Outside the Challenger properties, another Lord Rodney-related pottery piece achieved a strong price. This was a novelty Prattware stirrup cup from c.1800 with the handle shaped as a phallus and Rodney’s head forming the cup. This early 19th century piece was probably intended for use in a drinking game and somersaulted over its £500-1000 guide to take £7000.

The sale’s other strong Staffordshire pottery result was the £18,000 paid for a Polito’s Menagerie group (pictured and discussed on page 12).

The other main highlight of this auction featured among the 30-odd lots of English and Continental Glass that opened the sale. The first lot, a late 15th or early 16th century Venetian enamelled pilgrim glass flask, sold just over the upper end of its £20,000-30,000 guide for £34,000.

The 12¼in (31cm) high flask, which is painted in enamels and gilt with two large medallions formed of lappets, bands of dots and roundels, belongs to a distinct group of similarly decorated flasks with flattened ovoid bodies whose form is probably based on earlier 13th century Islamic prototypes. A virtually identical example, possibly the pair to this one, was sold by Sotheby’s in 2017 for £68,750 including premium.

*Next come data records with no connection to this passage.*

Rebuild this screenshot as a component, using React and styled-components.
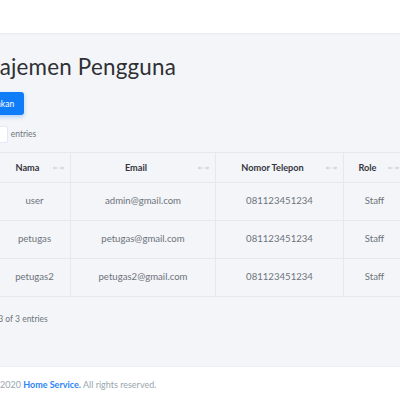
import styled, { createGlobalStyle } from "styled-components";

const GlobalStyle = createGlobalStyle`
  html, body {
    margin: 0;
    padding: 0;
    width: 400px;
    height: 400px;
    overflow: hidden;
    background: #ffffff;
    font-family: Lato, "Open Sans", sans-serif;
  }
`;

const users = [
  { no: 1, nama: "user", email: "admin@gmail.com", telp: "081123451234", role: "Staff" },
  { no: 2, nama: "petugas", email: "petugas@gmail.com", telp: "081123451234", role: "Staff" },
  { no: 3, nama: "petugas2", email: "petugas2@gmail.com", telp: "081123451234", role: "Staff" },
];

function SortIcon() {
  return (
    <svg width="11" height="6" viewBox="0 0 11 6" fill="none" stroke="#c4c8d0" strokeWidth="0.9">
      <path d="M0.5 3h4M1.8 1.7L0.5 3l1.3 1.3" />
      <path d="M6.5 3h4M9.2 1.7L10.5 3 9.2 4.3" />
    </svg>
  );
}

export default function App() {
  return (
    <Page>
      <GlobalStyle />
      <Navbar />
      <Main>
        <Content>
          <Title>Manajemen Pengguna</Title>
          <AddButton>Tambahkan</AddButton>
          <LengthRow>
            <span>Show</span>
            <SelectBox>10</SelectBox>
            <span>entries</span>
          </LengthRow>
          <Table>
            <colgroup>
              <col style={{ width: 36 }} />
              <col style={{ width: 72 }} />
              <col style={{ width: 145 }} />
              <col style={{ width: 128 }} />
              <col style={{ width: 62 }} />
              <col style={{ width: 80 }} />
            </colgroup>
            <thead>
              <tr>
                {["No", "Nama", "Email", "Nomor Telepon", "Role", "Aksi"].map((h) => (
                  <Th key={h}>
                    {h}
                    <IconSlot>
                      <SortIcon />
                    </IconSlot>
                  </Th>
                ))}
              </tr>
            </thead>
            <tbody>
              {users.map((u) => (
                <tr key={u.no}>
                  <Td>{u.no}</Td>
                  <Td>{u.nama}</Td>
                  <Td>{u.email}</Td>
                  <Td>{u.telp}</Td>
                  <Td>{u.role}</Td>
                  <Td>Edit</Td>
                </tr>
              ))}
            </tbody>
          </Table>
          <Info>Showing 1 to 3 of 3 entries</Info>
        </Content>
      </Main>
      <Footer>
        Copyright &copy; 2020 <FooterLink>Home Service.</FooterLink> All rights reserved.
      </Footer>
    </Page>
  );
}

const Page = styled.div`
  width: 400px;
  height: 400px;
  display: flex;
  flex-direction: column;
  overflow: hidden;
`;

const Navbar = styled.div`
  height: 33px;
  flex-shrink: 0;
  background: #ffffff;
  box-shadow: 0 1px 2px rgba(0, 0, 0, 0.05);
  position: relative;
  z-index: 1;
`;

const Main = styled.div`
  height: 333px;
  flex-shrink: 0;
  background: #f4f5f8;
  overflow: hidden;
`;

const Content = styled.div`
  margin-left: -38px;
  width: 560px;
  padding-top: 19px;
`;

const Title = styled.h1`
  margin: 0 0 0 -7px;
  font-size: 22.4px;
  font-weight: 400;
  line-height: 29px;
  color: #2e3036;
  letter-spacing: 0.2px;
`;

const AddButton = styled.button`
  margin-top: 11px;
  height: 23px;
  width: 62px;
  border: none;
  border-radius: 3px;
  background: #0f7cf8;
  color: #ffffff;
  font-family: inherit;
  font-size: 8.5px;
  padding: 0;
  box-shadow: 0 2px 4px rgba(15, 124, 248, 0.3);
`;

const LengthRow = styled.div`
  margin-top: 10px;
  margin-left: -6px;
  display: flex;
  align-items: center;
  gap: 3px;
  font-size: 8.5px;
  color: #6c757d;
  height: 18px;
`;

const SelectBox = styled.div`
  width: 28px;
  height: 17px;
  background: #ffffff;
  border: 1px solid #e4e6fc;
  border-radius: 2px;
  font-size: 8px;
  line-height: 16px;
  padding-left: 4px;
  box-sizing: border-box;
`;

const Table = styled.table`
  margin-top: 9px;
  table-layout: fixed;
  border-collapse: collapse;
  width: 523px;
  font-size: 9.6px;
  color: #6c737b;
`;

const Th = styled.th`
  height: 30px;
  padding: 0 14px 0 0;
  box-sizing: border-box;
  position: relative;
  text-align: center;
  font-size: 9.2px;
  font-weight: 700;
  color: #34363e;
  border: 1px solid #e6e8ee;
`;

const IconSlot = styled.span`
  position: absolute;
  right: 6px;
  top: 12px;
  display: flex;
`;

const Td = styled.td`
  height: 34px;
  padding: 0 0 3px;
  text-align: center;
  border: 1px solid #e6e8ee;
`;

const Info = styled.div`
  margin-top: 17px;
  margin-left: -15px;
  font-size: 8.5px;
  color: #6c757d;
`;

const Footer = styled.div`
  flex: 1;
  background: #ffffff;
  border-top: 1px solid #eceef2;
  margin-left: -51px;
  padding-top: 12px;
  font-size: 9px;
  color: #98a6ad;
  white-space: nowrap;
`;

const FooterLink = styled.span`
  color: #2a84f5;
  font-weight: 700;
`;
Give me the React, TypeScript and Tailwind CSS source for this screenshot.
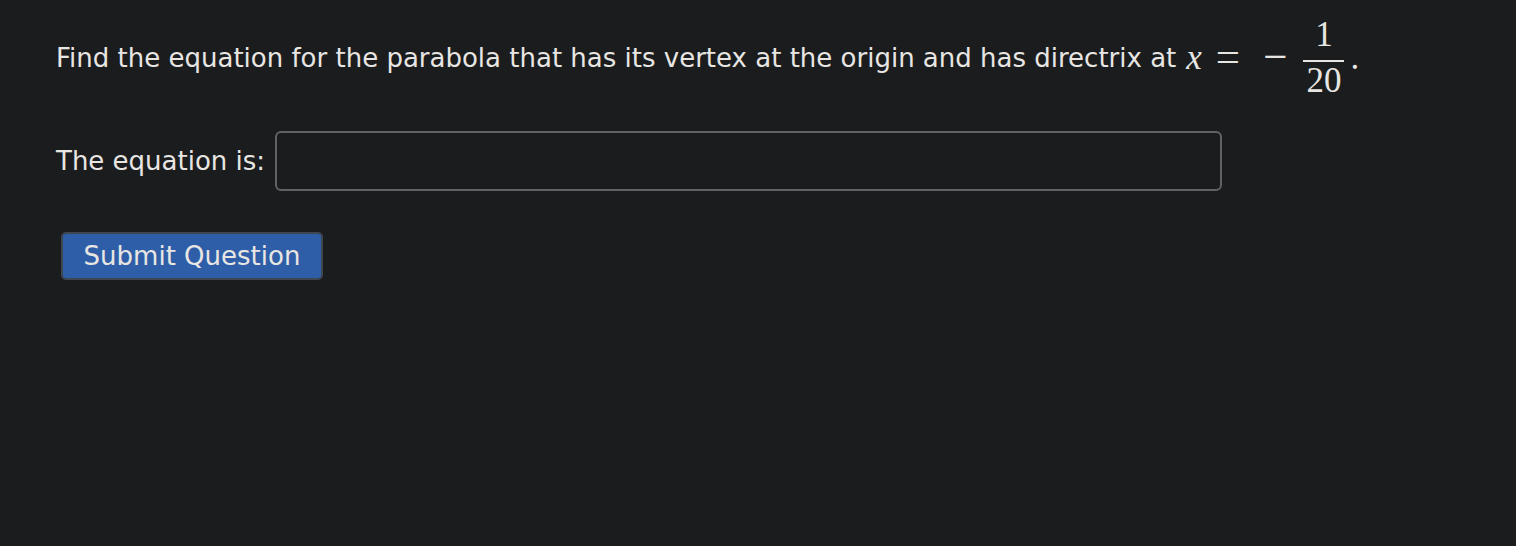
const sans = { fontFamily: '"DejaVu Sans", sans-serif' };
const serif = { fontFamily: '"Liberation Serif", "DejaVu Serif", serif' };

function Fraction({ top, bottom }: { top: string; bottom: string }) {
  return (
    <span className="inline-flex flex-col items-center w-[41px] ml-[16px]" style={serif}>
      <span className="text-[35px] leading-[36px] pb-[7px]">{top}</span>
      <span className="block h-[2px] w-full bg-[#e8e6e3]" />
      <span className="text-[35px] leading-[36px] mt-[1px]">{bottom}</span>
    </span>
  );
}

export default function App() {
  return (
    <div className="min-h-[546px] bg-[#1b1c1e] text-[#e8e6e3] pl-[56px] pt-[18px]" style={sans}>
      <div className="flex items-center h-[80px] text-[26px] whitespace-nowrap">
        <span>Find the equation for the parabola that has its vertex at the origin and has directrix at</span>
        <span className="flex items-center ml-[10px] text-[35px]" style={serif}>
          <span className="italic">x</span>
          <span className="ml-[14px] mb-[4px] text-[43px] leading-none">=</span>
          <span className="ml-[23px] mb-[4px] text-[43px] leading-none">−</span>
          <Fraction top="1" bottom="20" />
          <span className="ml-[6px]">.</span>
        </span>
      </div>

      <div className="mt-[33px] flex items-center gap-[10px]">
        <label htmlFor="answer" className="text-[26px] whitespace-nowrap">The equation is:</label>
        <input
          id="answer"
          type="text"
          className="w-[947px] h-[60px] rounded-[6px] border-2 border-[#5f6368] bg-[#1b1c1e] px-3 text-[26px] text-[#e8e6e3] outline-none"
        />
      </div>

      <button
        type="button"
        className="mt-[41px] ml-[5px] w-[262px] h-[48px] rounded-[5px] border-2 border-[#3e4651] bg-[#2f5ea8] text-[26px] text-[#e8e6e3]"
      >
        Submit Question
      </button>
    </div>
  );
}
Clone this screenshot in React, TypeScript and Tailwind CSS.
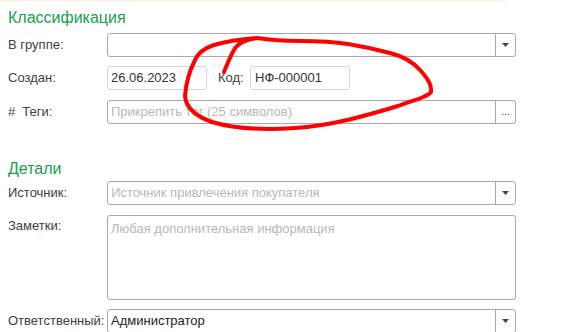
import React from "react";

const Arrow = () => (
  <svg width="7" height="4" viewBox="0 0 7 4" className="block">
    <path d="M0 0 H7 L3.5 4 Z" fill="#444" />
  </svg>
);

function Label({ children, top }: { children: React.ReactNode; top?: boolean }) {
  return (
    <div className={`w-[99px] shrink-0 text-[13px] text-[#404040] ${top ? "pt-[1px]" : ""}`}>{children}</div>
  );
}

export default function App() {
  return (
    <div
      className="relative w-[587px] h-[332px] overflow-hidden bg-white"
      style={{ fontFamily: '"Liberation Sans", Arial, sans-serif' }}
    >
      <div className="h-[2px] w-[507px] bg-[#fcf6e8]" />
      <div className="pl-[8px]">
        <div className="mt-[6px] h-[20px] text-[16px] leading-[20px] text-[#17a04a]">Классификация</div>

        <div className="mt-[5px] flex items-center h-[24px]">
          <Label>В группе:</Label>
          <div className="flex h-[24px] w-[409px] rounded-[3px] border border-[#a8a8a8] bg-white">
            <div className="flex-1" />
            <div className="flex w-[20px] items-center justify-center border-l border-[#a8a8a8]">
              <Arrow />
            </div>
          </div>
        </div>

        <div className="mt-[9px] flex items-center h-[24px]">
          <Label>Создан:</Label>
          <div className="flex h-[24px] w-[100px] items-center rounded-[3px] border border-[#d6d6d6] pl-[3px] text-[13px] text-[#333]">
            26.06.2023
          </div>
          <div className="ml-[11px] w-[32px] text-[13px] text-[#404040]">Код:</div>
          <div className="flex h-[24px] w-[100px] items-center rounded-[3px] border border-[#d6d6d6] pl-[4px] text-[13px] text-[#333]">
            НФ-000001
          </div>
        </div>

        <div className="mt-[10px] flex items-center h-[24px]">
          <Label>
            <span>#</span>
            <span className="ml-[7px]">Теги:</span>
          </Label>
          <div className="flex h-[24px] w-[409px] rounded-[3px] border border-[#a8a8a8] bg-white">
            <div className="flex flex-1 items-center pl-[3px] text-[13px] text-[#b8b8b8]">
              Прикрепить тег (25 символов)
            </div>
            <div className="flex w-[20px] items-center justify-center border-l border-[#a8a8a8] text-[11px] leading-none text-[#444] pb-[2px]">
              ...
            </div>
          </div>
        </div>

        <div className="mt-[35px] h-[20px] text-[16px] leading-[20px] text-[#17a04a]">Детали</div>

        <div className="mt-[2px] flex items-center h-[24px]">
          <Label>Источник:</Label>
          <div className="flex h-[24px] w-[409px] rounded-[3px] border border-[#a8a8a8] bg-white">
            <div className="flex flex-1 items-center pl-[3px] text-[13px] text-[#b8b8b8]">
              Источник привлечения покупателя
            </div>
            <div className="flex w-[20px] items-center justify-center border-l border-[#a8a8a8]">
              <Arrow />
            </div>
          </div>
        </div>

        <div className="mt-[10px] flex items-start h-[85px]">
          <Label top>Заметки:</Label>
          <div className="h-[85px] w-[409px] rounded-[3px] border border-[#a8a8a8] bg-white pl-[3px] pt-[3px] text-[13px] text-[#b8b8b8]">
            Любая дополнительная информация
          </div>
        </div>

        <div className="mt-[9px] flex items-center h-[24px]">
          <Label>Ответственный:</Label>
          <div className="flex h-[24px] w-[409px] rounded-[3px] border border-[#a8a8a8] bg-white">
            <div className="flex flex-1 items-center pl-[3px] text-[13px] text-[#222]">Администратор</div>
            <div className="flex w-[20px] items-center justify-center border-l border-[#a8a8a8]">
              <Arrow />
            </div>
          </div>
        </div>
      </div>

      <svg className="pointer-events-none absolute inset-0" width="587" height="332" viewBox="0 0 587 332">
        <path
          d="M224,72 C228,62 232,52 236,47 C240,42 248,39 257,38 C245,39 228,41 214,45 C205,48 198,53 195,60 C190,70 186,82 185,96 C186,108 195,116 212,122 C235,129 265,130 295,128 C330,126 365,116 398,106 C414,100 428,97 431,92 C432,85 428,79 420,70 C412,61 402,56 390,53 C375,49 360,46 348,44 C335,42 320,41 300,41 C283,41 270,40 257,38"
          fill="none"
          stroke="#ff0000"
          strokeWidth="4"
          strokeLinecap="round"
          strokeLinejoin="round"
        />
      </svg>
    </div>
  );
}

It was quite a season for Venetian glass for this department. In September it offered 33 lots from the 19th century collection of Lady Maria Elisabeth August Cartwright which produced some very strong prices (see ATG No 2462). The Cartwright collection also featured a Venetian flask of similar date but more conventional circular form and armorial decoration that realised £25,000.

In the English drinking glasses, there was a strong price for an early, c.1725-30, bell bowled wine glass which had an unusual teared and annulated swelling stem, a form that is apparently unrecorded. It sold for £3600.